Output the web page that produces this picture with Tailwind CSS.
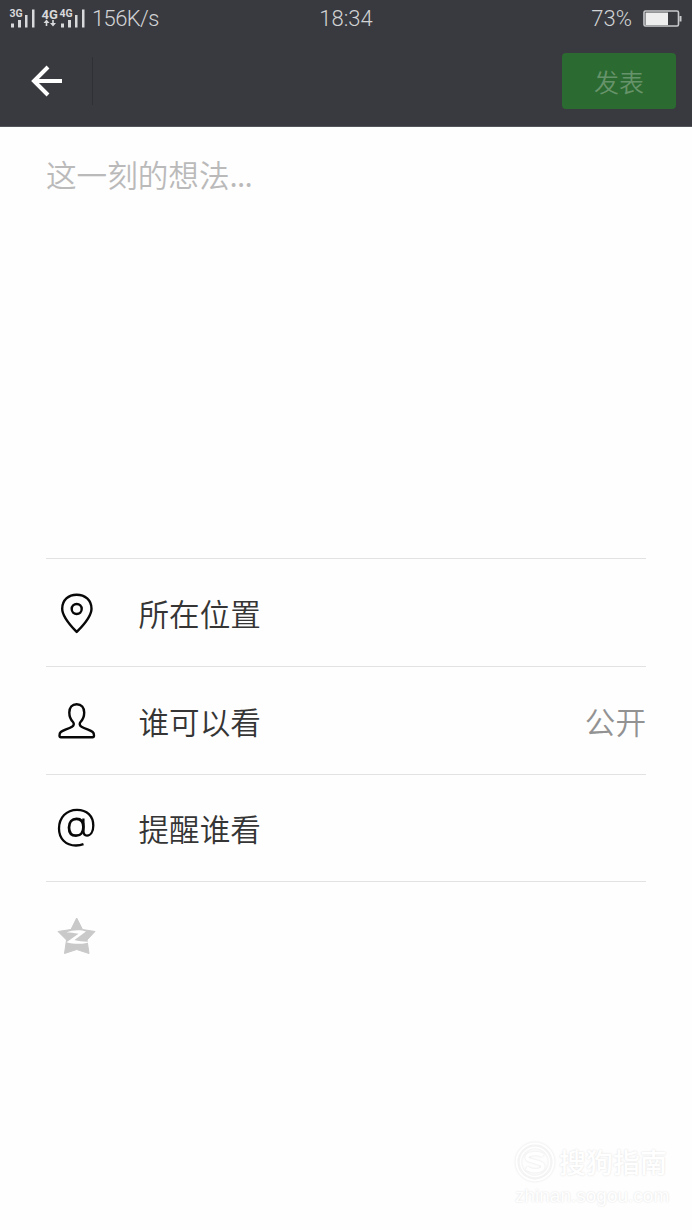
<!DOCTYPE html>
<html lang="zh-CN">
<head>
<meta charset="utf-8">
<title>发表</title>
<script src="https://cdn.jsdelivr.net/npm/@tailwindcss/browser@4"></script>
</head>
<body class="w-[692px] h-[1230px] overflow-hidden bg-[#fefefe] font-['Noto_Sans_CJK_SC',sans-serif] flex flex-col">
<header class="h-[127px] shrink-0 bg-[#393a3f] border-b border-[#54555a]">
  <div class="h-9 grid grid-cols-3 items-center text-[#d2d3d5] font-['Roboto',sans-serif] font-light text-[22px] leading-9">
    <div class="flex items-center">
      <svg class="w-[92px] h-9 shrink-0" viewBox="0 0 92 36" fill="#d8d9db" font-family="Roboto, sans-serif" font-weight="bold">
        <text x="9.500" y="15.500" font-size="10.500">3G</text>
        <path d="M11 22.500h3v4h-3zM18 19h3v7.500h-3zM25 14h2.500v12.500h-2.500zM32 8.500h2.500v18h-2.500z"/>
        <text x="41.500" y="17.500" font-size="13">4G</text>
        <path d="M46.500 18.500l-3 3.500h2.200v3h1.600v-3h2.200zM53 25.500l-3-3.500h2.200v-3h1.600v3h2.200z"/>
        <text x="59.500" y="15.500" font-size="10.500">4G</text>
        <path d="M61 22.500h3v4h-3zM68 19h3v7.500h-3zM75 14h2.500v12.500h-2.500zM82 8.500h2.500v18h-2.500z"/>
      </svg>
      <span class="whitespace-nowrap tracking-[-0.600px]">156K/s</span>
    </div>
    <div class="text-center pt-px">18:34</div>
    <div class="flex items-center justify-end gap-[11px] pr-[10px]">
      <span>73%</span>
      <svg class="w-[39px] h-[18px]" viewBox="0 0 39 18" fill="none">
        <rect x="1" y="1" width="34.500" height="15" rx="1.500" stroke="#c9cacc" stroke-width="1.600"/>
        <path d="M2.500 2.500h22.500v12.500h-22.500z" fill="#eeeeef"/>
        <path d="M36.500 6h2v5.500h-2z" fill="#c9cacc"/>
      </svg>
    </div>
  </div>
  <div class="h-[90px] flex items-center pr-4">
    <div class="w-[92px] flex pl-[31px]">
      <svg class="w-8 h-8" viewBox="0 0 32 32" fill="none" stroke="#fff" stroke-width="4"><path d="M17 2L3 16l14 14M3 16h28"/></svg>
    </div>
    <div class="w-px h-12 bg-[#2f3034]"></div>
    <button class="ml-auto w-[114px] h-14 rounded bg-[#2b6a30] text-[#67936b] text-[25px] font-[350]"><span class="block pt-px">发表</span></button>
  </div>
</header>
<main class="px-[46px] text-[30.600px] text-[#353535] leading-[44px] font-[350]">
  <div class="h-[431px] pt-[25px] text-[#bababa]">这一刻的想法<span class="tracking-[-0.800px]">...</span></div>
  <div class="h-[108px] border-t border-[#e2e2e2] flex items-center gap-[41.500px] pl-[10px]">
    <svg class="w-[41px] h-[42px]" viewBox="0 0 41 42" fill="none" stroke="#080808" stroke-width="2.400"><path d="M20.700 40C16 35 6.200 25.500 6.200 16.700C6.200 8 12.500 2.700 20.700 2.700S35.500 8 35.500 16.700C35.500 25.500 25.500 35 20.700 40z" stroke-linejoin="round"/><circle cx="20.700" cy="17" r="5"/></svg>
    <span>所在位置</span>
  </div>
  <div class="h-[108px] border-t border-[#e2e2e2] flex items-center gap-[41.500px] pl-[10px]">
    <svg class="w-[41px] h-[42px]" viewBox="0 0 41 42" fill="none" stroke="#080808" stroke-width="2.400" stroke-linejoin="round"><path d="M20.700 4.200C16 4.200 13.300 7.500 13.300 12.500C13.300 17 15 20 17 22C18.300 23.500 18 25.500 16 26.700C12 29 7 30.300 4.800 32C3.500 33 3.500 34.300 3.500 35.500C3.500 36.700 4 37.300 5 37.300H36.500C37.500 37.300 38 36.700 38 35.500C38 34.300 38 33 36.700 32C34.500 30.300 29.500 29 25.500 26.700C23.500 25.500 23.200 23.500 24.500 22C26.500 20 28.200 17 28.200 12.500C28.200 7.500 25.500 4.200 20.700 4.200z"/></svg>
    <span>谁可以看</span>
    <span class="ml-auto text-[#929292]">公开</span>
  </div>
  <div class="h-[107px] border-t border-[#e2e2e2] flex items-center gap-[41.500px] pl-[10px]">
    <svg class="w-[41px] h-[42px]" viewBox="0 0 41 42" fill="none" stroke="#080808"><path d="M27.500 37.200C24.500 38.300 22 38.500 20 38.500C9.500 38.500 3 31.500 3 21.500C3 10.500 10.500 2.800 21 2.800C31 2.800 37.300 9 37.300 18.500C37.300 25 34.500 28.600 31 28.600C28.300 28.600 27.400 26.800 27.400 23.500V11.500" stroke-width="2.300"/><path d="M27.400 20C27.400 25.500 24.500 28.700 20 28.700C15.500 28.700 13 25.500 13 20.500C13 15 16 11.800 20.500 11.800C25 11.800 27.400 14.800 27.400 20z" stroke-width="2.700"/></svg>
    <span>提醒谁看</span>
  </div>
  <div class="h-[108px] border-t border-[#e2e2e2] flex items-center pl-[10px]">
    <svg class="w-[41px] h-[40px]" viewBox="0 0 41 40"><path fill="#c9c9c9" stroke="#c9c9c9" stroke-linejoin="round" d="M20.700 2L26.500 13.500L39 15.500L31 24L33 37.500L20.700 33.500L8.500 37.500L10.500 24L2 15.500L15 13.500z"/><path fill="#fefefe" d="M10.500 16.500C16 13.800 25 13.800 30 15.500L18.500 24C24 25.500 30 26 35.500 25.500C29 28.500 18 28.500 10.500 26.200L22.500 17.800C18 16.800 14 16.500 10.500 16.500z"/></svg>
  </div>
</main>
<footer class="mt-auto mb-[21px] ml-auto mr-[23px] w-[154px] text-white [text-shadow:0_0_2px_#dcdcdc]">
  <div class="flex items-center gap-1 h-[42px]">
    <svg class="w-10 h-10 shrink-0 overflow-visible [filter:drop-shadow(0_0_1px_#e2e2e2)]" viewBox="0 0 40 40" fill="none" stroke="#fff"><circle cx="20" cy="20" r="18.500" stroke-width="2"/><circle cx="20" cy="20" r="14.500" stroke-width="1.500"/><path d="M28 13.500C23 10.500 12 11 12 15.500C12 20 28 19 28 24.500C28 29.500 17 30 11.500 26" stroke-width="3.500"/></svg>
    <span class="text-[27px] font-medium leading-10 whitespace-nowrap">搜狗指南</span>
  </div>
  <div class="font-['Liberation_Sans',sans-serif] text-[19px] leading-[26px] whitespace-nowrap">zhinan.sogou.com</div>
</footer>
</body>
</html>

━━━━━━━━━━

Goal of the exercise
Restate the whole of the material word for word without the pictures.

Full solution
Output the web page that produces this picture with Tailwind CSS.
<!DOCTYPE html>
<html lang="zh-CN">
<head>
<meta charset="utf-8">
<title>发表</title>
<script src="https://cdn.jsdelivr.net/npm/@tailwindcss/browser@4"></script>
</head>
<body class="w-[692px] h-[1230px] overflow-hidden bg-[#fefefe] font-['Noto_Sans_CJK_SC',sans-serif] flex flex-col">
<header class="h-[127px] shrink-0 bg-[#393a3f] border-b border-[#54555a]">
  <div class="h-9 grid grid-cols-3 items-center text-[#d2d3d5] font-['Roboto',sans-serif] font-light text-[22px] leading-9">
    <div class="flex items-center">
      <svg class="w-[92px] h-9 shrink-0" viewBox="0 0 92 36" fill="#d8d9db" font-family="Roboto, sans-serif" font-weight="bold">
        <text x="9.500" y="15.500" font-size="10.500">3G</text>
        <path d="M11 22.500h3v4h-3zM18 19h3v7.500h-3zM25 14h2.500v12.500h-2.500zM32 8.500h2.500v18h-2.500z"/>
        <text x="41.500" y="17.500" font-size="13">4G</text>
        <path d="M46.500 18.500l-3 3.500h2.200v3h1.600v-3h2.200zM53 25.500l-3-3.500h2.200v-3h1.600v3h2.200z"/>
        <text x="59.500" y="15.500" font-size="10.500">4G</text>
        <path d="M61 22.500h3v4h-3zM68 19h3v7.500h-3zM75 14h2.500v12.500h-2.500zM82 8.500h2.500v18h-2.500z"/>
      </svg>
      <span class="whitespace-nowrap tracking-[-0.600px]">156K/s</span>
    </div>
    <div class="text-center pt-px">18:34</div>
    <div class="flex items-center justify-end gap-[11px] pr-[10px]">
      <span>73%</span>
      <svg class="w-[39px] h-[18px]" viewBox="0 0 39 18" fill="none">
        <rect x="1" y="1" width="34.500" height="15" rx="1.500" stroke="#c9cacc" stroke-width="1.600"/>
        <path d="M2.500 2.500h22.500v12.500h-22.500z" fill="#eeeeef"/>
        <path d="M36.500 6h2v5.500h-2z" fill="#c9cacc"/>
      </svg>
    </div>
  </div>
  <div class="h-[90px] flex items-center pr-4">
    <div class="w-[92px] flex pl-[31px]">
      <svg class="w-8 h-8" viewBox="0 0 32 32" fill="none" stroke="#fff" stroke-width="4"><path d="M17 2L3 16l14 14M3 16h28"/></svg>
    </div>
    <div class="w-px h-12 bg-[#2f3034]"></div>
    <button class="ml-auto w-[114px] h-14 rounded bg-[#2b6a30] text-[#67936b] text-[25px] font-[350]"><span class="block pt-px">发表</span></button>
  </div>
</header>
<main class="px-[46px] text-[30.600px] text-[#353535] leading-[44px] font-[350]">
  <div class="h-[431px] pt-[25px] text-[#bababa]">这一刻的想法<span class="tracking-[-0.800px]">...</span></div>
  <div class="h-[108px] border-t border-[#e2e2e2] flex items-center gap-[41.500px] pl-[10px]">
    <svg class="w-[41px] h-[42px]" viewBox="0 0 41 42" fill="none" stroke="#080808" stroke-width="2.400"><path d="M20.700 40C16 35 6.200 25.500 6.200 16.700C6.200 8 12.500 2.700 20.700 2.700S35.500 8 35.500 16.700C35.500 25.500 25.500 35 20.700 40z" stroke-linejoin="round"/><circle cx="20.700" cy="17" r="5"/></svg>
    <span>所在位置</span>
  </div>
  <div class="h-[108px] border-t border-[#e2e2e2] flex items-center gap-[41.500px] pl-[10px]">
    <svg class="w-[41px] h-[42px]" viewBox="0 0 41 42" fill="none" stroke="#080808" stroke-width="2.400" stroke-linejoin="round"><path d="M20.700 4.200C16 4.200 13.300 7.500 13.300 12.500C13.300 17 15 20 17 22C18.300 23.500 18 25.500 16 26.700C12 29 7 30.300 4.800 32C3.500 33 3.500 34.300 3.500 35.500C3.500 36.700 4 37.300 5 37.300H36.500C37.500 37.300 38 36.700 38 35.500C38 34.300 38 33 36.700 32C34.500 30.300 29.500 29 25.500 26.700C23.500 25.500 23.200 23.500 24.500 22C26.500 20 28.200 17 28.200 12.500C28.200 7.500 25.500 4.200 20.700 4.200z"/></svg>
    <span>谁可以看</span>
    <span class="ml-auto text-[#929292]">公开</span>
  </div>
  <div class="h-[107px] border-t border-[#e2e2e2] flex items-center gap-[41.500px] pl-[10px]">
    <svg class="w-[41px] h-[42px]" viewBox="0 0 41 42" fill="none" stroke="#080808"><path d="M27.500 37.200C24.500 38.300 22 38.500 20 38.500C9.500 38.500 3 31.500 3 21.500C3 10.500 10.500 2.800 21 2.800C31 2.800 37.300 9 37.300 18.500C37.300 25 34.500 28.600 31 28.600C28.300 28.600 27.400 26.800 27.400 23.500V11.500" stroke-width="2.300"/><path d="M27.400 20C27.400 25.500 24.500 28.700 20 28.700C15.500 28.700 13 25.500 13 20.500C13 15 16 11.800 20.500 11.800C25 11.800 27.400 14.800 27.400 20z" stroke-width="2.700"/></svg>
    <span>提醒谁看</span>
  </div>
  <div class="h-[108px] border-t border-[#e2e2e2] flex items-center pl-[10px]">
    <svg class="w-[41px] h-[40px]" viewBox="0 0 41 40"><path fill="#c9c9c9" stroke="#c9c9c9" stroke-linejoin="round" d="M20.700 2L26.500 13.500L39 15.500L31 24L33 37.500L20.700 33.500L8.500 37.500L10.500 24L2 15.500L15 13.500z"/><path fill="#fefefe" d="M10.500 16.500C16 13.800 25 13.800 30 15.500L18.500 24C24 25.500 30 26 35.500 25.500C29 28.500 18 28.500 10.500 26.200L22.500 17.800C18 16.800 14 16.500 10.500 16.500z"/></svg>
  </div>
</main>
<footer class="mt-auto mb-[21px] ml-auto mr-[23px] w-[154px] text-white [text-shadow:0_0_2px_#dcdcdc]">
  <div class="flex items-center gap-1 h-[42px]">
    <svg class="w-10 h-10 shrink-0 overflow-visible [filter:drop-shadow(0_0_1px_#e2e2e2)]" viewBox="0 0 40 40" fill="none" stroke="#fff"><circle cx="20" cy="20" r="18.500" stroke-width="2"/><circle cx="20" cy="20" r="14.500" stroke-width="1.500"/><path d="M28 13.500C23 10.500 12 11 12 15.500C12 20 28 19 28 24.500C28 29.500 17 30 11.500 26" stroke-width="3.500"/></svg>
    <span class="text-[27px] font-medium leading-10 whitespace-nowrap">搜狗指南</span>
  </div>
  <div class="font-['Liberation_Sans',sans-serif] text-[19px] leading-[26px] whitespace-nowrap">zhinan.sogou.com</div>
</footer>
</body>
</html>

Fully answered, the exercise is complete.